Secara terpisah, Ina Liem, praktisi pendidikan yang juga konsultan pendidikan/perkuliahan, menyampaikan, idealnya memang siswa kelas XII sudah mantap dengan pilihan prodi atau rencana kariernya di masa depan. Namun, wajar juga jika di rentang usia 12-18 tahun siswa masih labil saat mengambil keputusan besar dalam hidupnya sehingga butuh waktu yang cukup.
”Susahnya di Indonesia itu, kan, seleksi PTN harus bersamaan. Di luar negeri, seperti di Amerika Serikat, misalnya, siswa cukup ambil ujian scholastic aptitude test (SAT), lalu siswa bisa mendaftar di perguruan tinggi mana pun yang diinginkan.

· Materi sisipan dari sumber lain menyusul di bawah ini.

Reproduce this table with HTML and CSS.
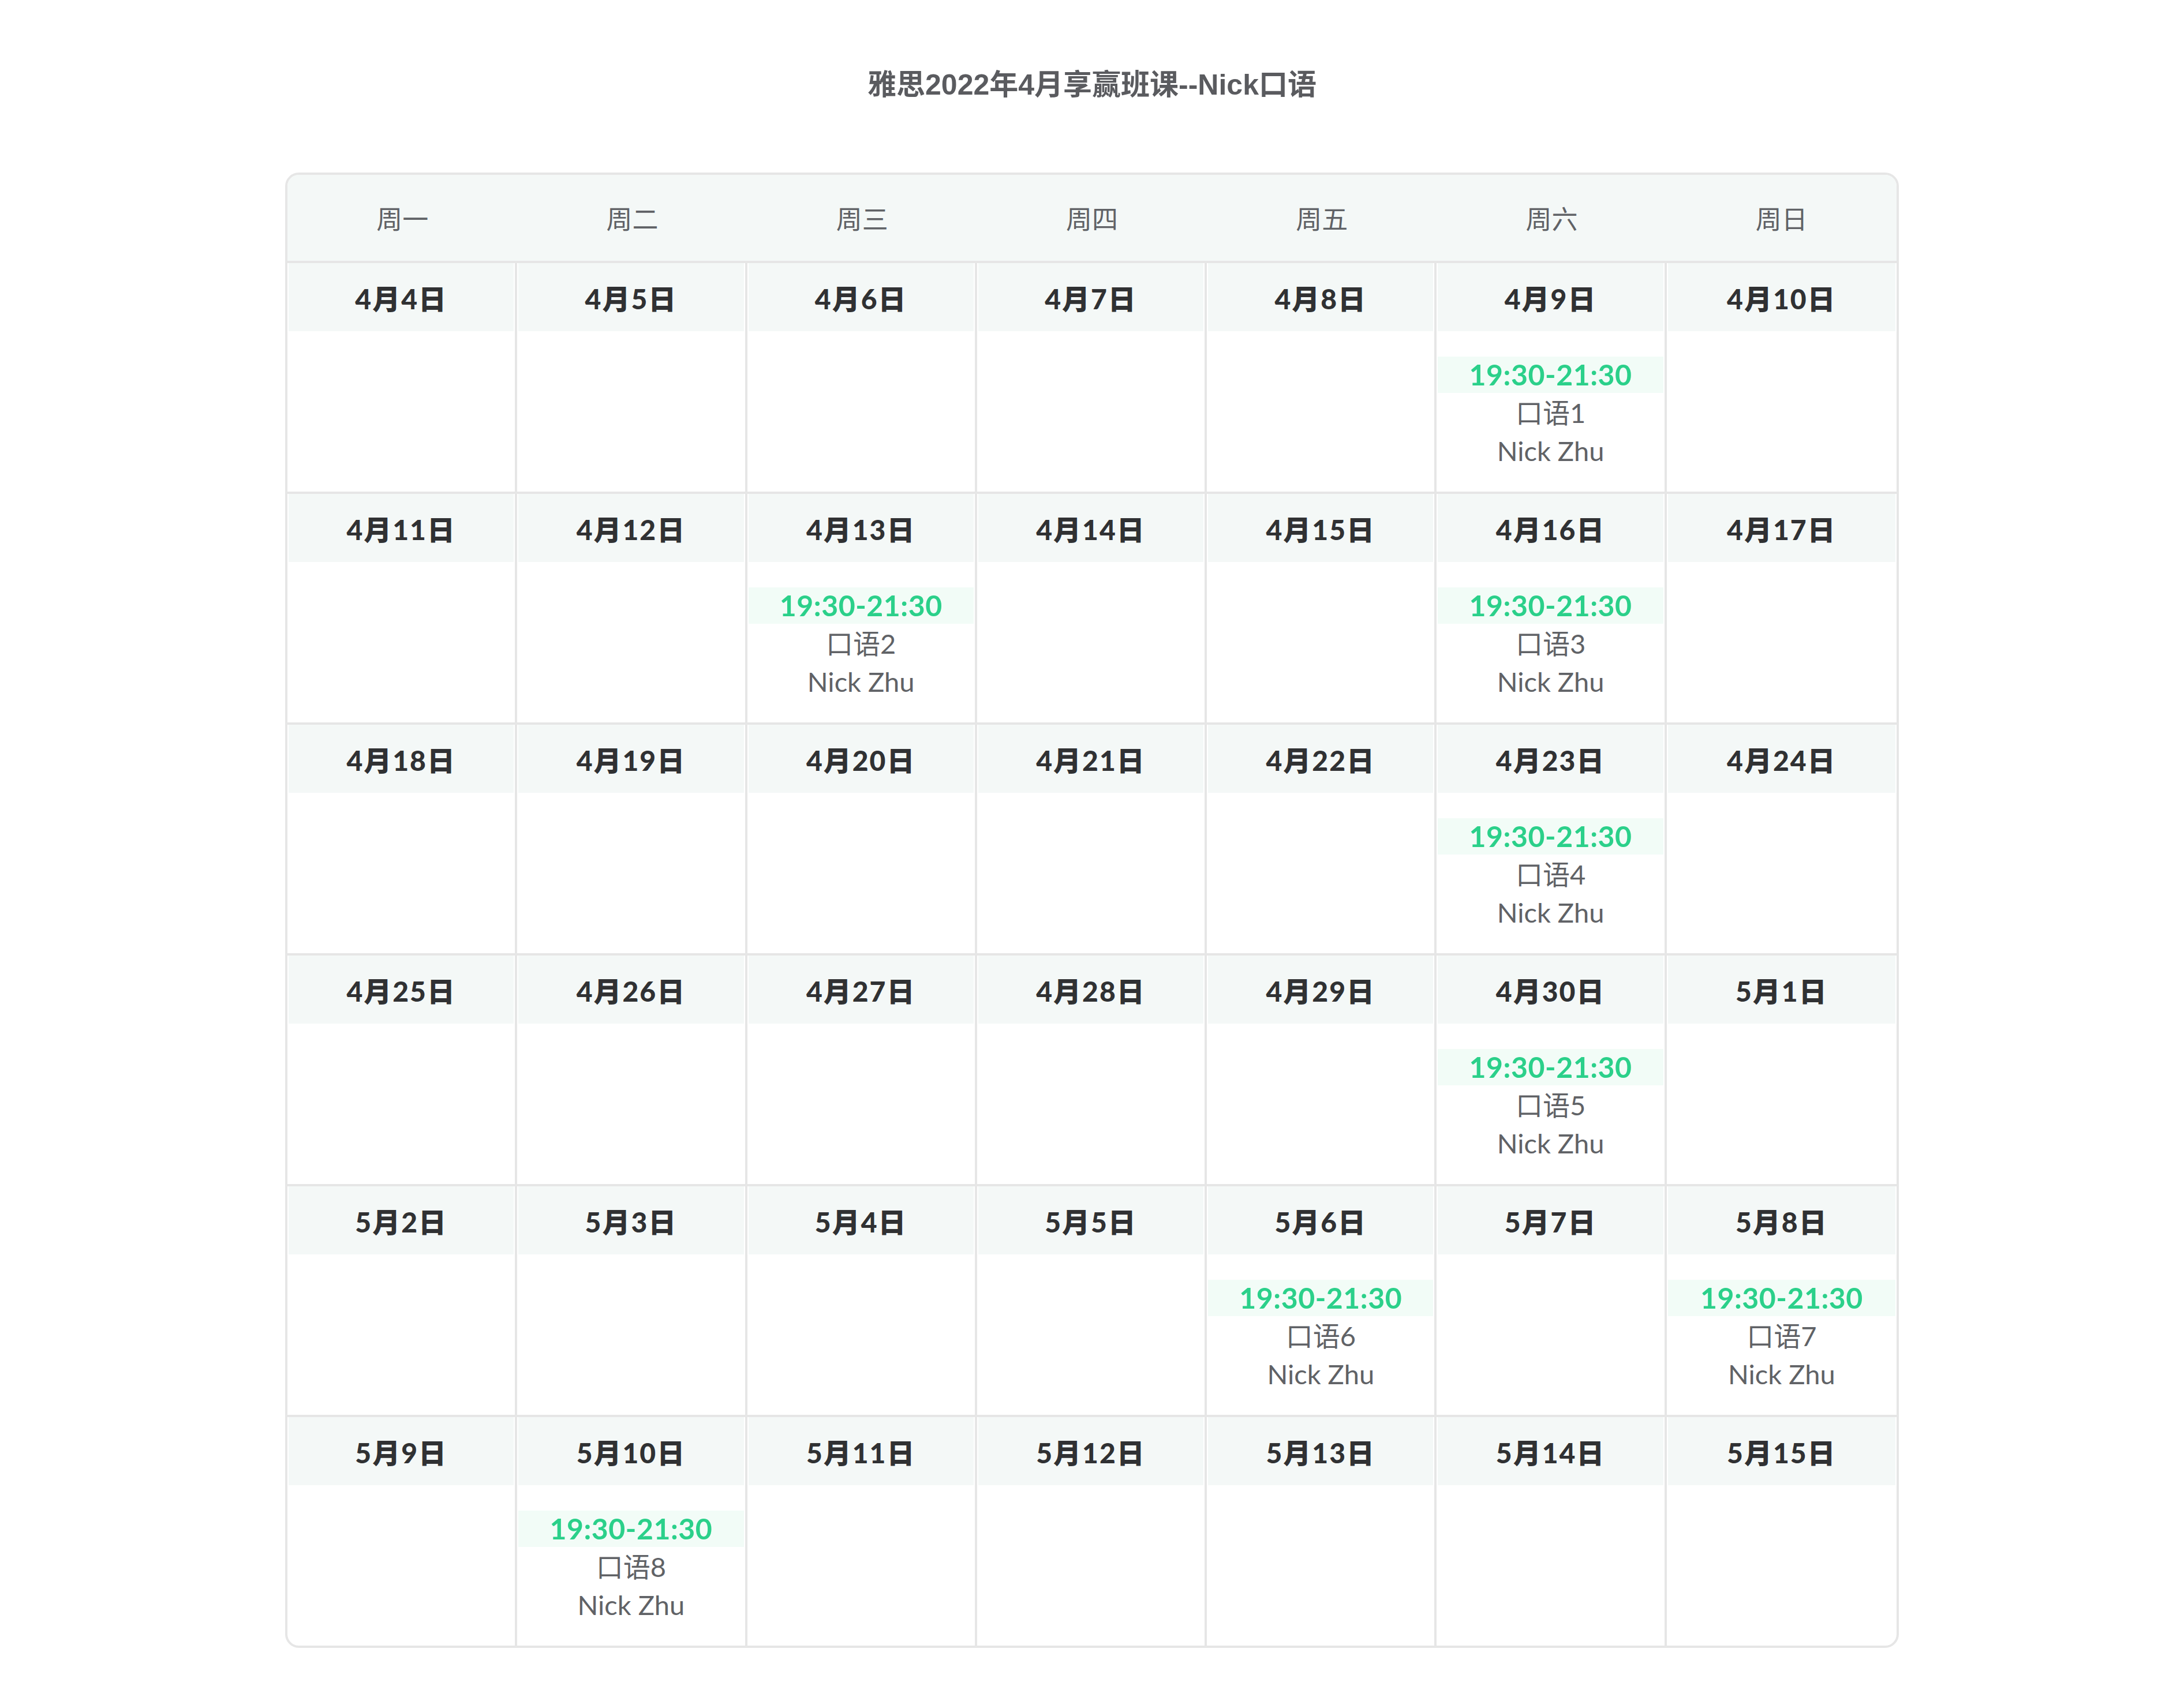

Lalu, mereka memilih PT yang dianggap sesuai keinginan dirinya. Jadi, ada keleluasaan buat siswa,” ujarnya.
Menurut Ina, aturan-aturan yang makin ketat bagi peserta seleksi PTN dengan alasan menghindari kekosongan kuota kursi di PTN menunjukkan transformasi seleksi PTN yang masih berorientasi pada kepentingan PTN, bukan pada siswa atau calon mahasiwa.
”Sebenarnya sah saja jika siswa ingin mendapatkan kampus terbaik dengan mencoba-coba tes,” katanya.
Karena itu, sudah saatnya perubahan mendasar dalam seleksi masuk PTN di Indonesia mulai dipikirkan secara serius. Hal ini bisa dimulai dengan melakukan proyek percontohan secara terbatas untuk sejumlah PTN yang tidak ikut model seleksi nasional, tetapi memiliki kewenangan sendiri dalam penerimaan mahasiswa baru. Bagian penerimaan di kampus tersebut bisa memutuskan peserta yang melamar sesuai syarat bisa dikategorikan diterima dengan prestasi atau tes.